Convert PDF to JSON: 3 Methods Compared

Q: What is PDF to JSON conversion?

PDF to JSON conversion extracts specific data points from PDF documents and outputs them as structured JSON — key-value pairs, arrays, and nested objects. Unlike simple text extraction, it maps document fields to named keys with appropriate data types, producing output that APIs and databases can consume directly.

Q: Can I convert scanned PDFs to JSON?

Yes, but you need OCR (Optical Character Recognition) to convert the scanned image to text first, then extraction to map the text to JSON fields. AI-powered tools like Parsli combine OCR and extraction in one step, handling scanned PDFs transparently.

Q: What Python libraries can extract data from PDFs to JSON?

pdfplumber and PyMuPDF (fitz) are the most popular for text and table extraction. You'll also need json (built-in) for output formatting.

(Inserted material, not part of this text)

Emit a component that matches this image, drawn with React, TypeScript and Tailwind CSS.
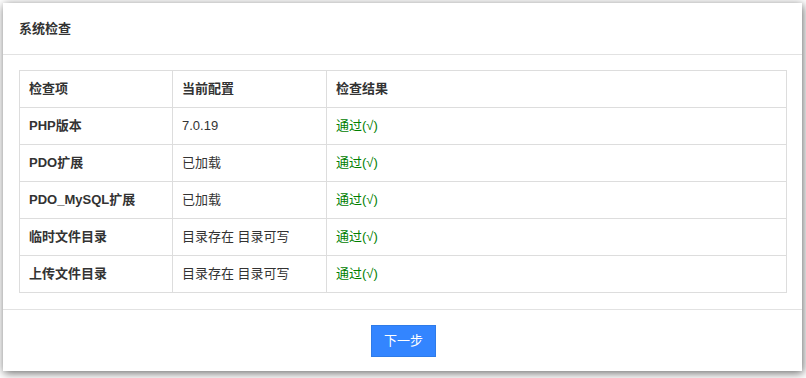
import React from 'react';

const rows = [
  { item: 'PHP版本', config: '7.0.19', result: '通过(√)' },
  { item: 'PDO扩展', config: '已加载', result: '通过(√)' },
  { item: 'PDO_MySQL扩展', config: '已加载', result: '通过(√)' },
  { item: '临时文件目录', config: '目录存在 目录可写', result: '通过(√)' },
  { item: '上传文件目录', config: '目录存在 目录可写', result: '通过(√)' },
];

const App: React.FC = () => {
  return (
    <div
      className="w-[806px] h-[378px] bg-white p-[3px] pr-[4px] text-[13px] text-[#333]"
      style={{ fontFamily: '"Liberation Sans", "Noto Sans CJK SC", sans-serif' }}
    >
      <div className="bg-white shadow-[1px_2px_9px_rgba(0,0,0,0.6)] h-[368px] flex flex-col">
        {/* Header */}
        <div className="h-[52px] flex items-center px-4 border-b border-[#e2e2e2] font-bold">
          系统检查
        </div>

        {/* Table */}
        <div className="pt-[15px] pl-4 pr-[15px] pb-4 border-b border-[#e2e2e2]">
          <table className="w-full border-collapse">
            <thead>
              <tr className="h-[37px]">
                <th className="w-[153px] border border-[#ddd] text-left font-bold pl-[9px]">检查项</th>
                <th className="w-[154px] border border-[#ddd] text-left font-bold pl-[9px]">当前配置</th>
                <th className="border border-[#ddd] text-left font-bold pl-[9px]">检查结果</th>
              </tr>
            </thead>
            <tbody>
              {rows.map((row) => (
                <tr key={row.item} className="h-[37px]">
                  <td className="border border-[#ddd] font-bold pl-[9px]">{row.item}</td>
                  <td className="border border-[#ddd] pl-[9px]">{row.config}</td>
                  <td className="border border-[#ddd] pl-[9px] text-[#008000]">{row.result}</td>
                </tr>
              ))}
            </tbody>
          </table>
        </div>

        {/* Footer */}
        <div className="flex justify-center pt-[15px] pl-[2px]">
          <button className="w-[65px] h-[32px] bg-[#3385ff] border border-[#2e7be8] text-white text-[13px]">
            下一步
          </button>
        </div>
      </div>
    </div>
  );
};

export default App;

For scanned PDFs, add pytesseract for OCR. However, you'll need to write custom mapping code to transform extracted text into your target JSON schema.

Q: How do I handle PDF tables in JSON output?

Tables should map to JSON arrays of objects, where each row becomes an object and column headers become keys. For example, an invoice line items table becomes an array like [{"description": "Widget", "qty": 10, "price": 5.00}]. Parsli handles this mapping automatically when you define line items as an array field in your schema.

Q: What's the best JSON structure for extracted PDF data?

Use a flat structure for simple documents (key-value pairs at the top level) and nested objects/arrays for complex documents. Keep field names consistent with your API or database schema. Use proper data types (numbers for amounts, ISO dates for dates, arrays for repeating items) rather than storing everything as strings.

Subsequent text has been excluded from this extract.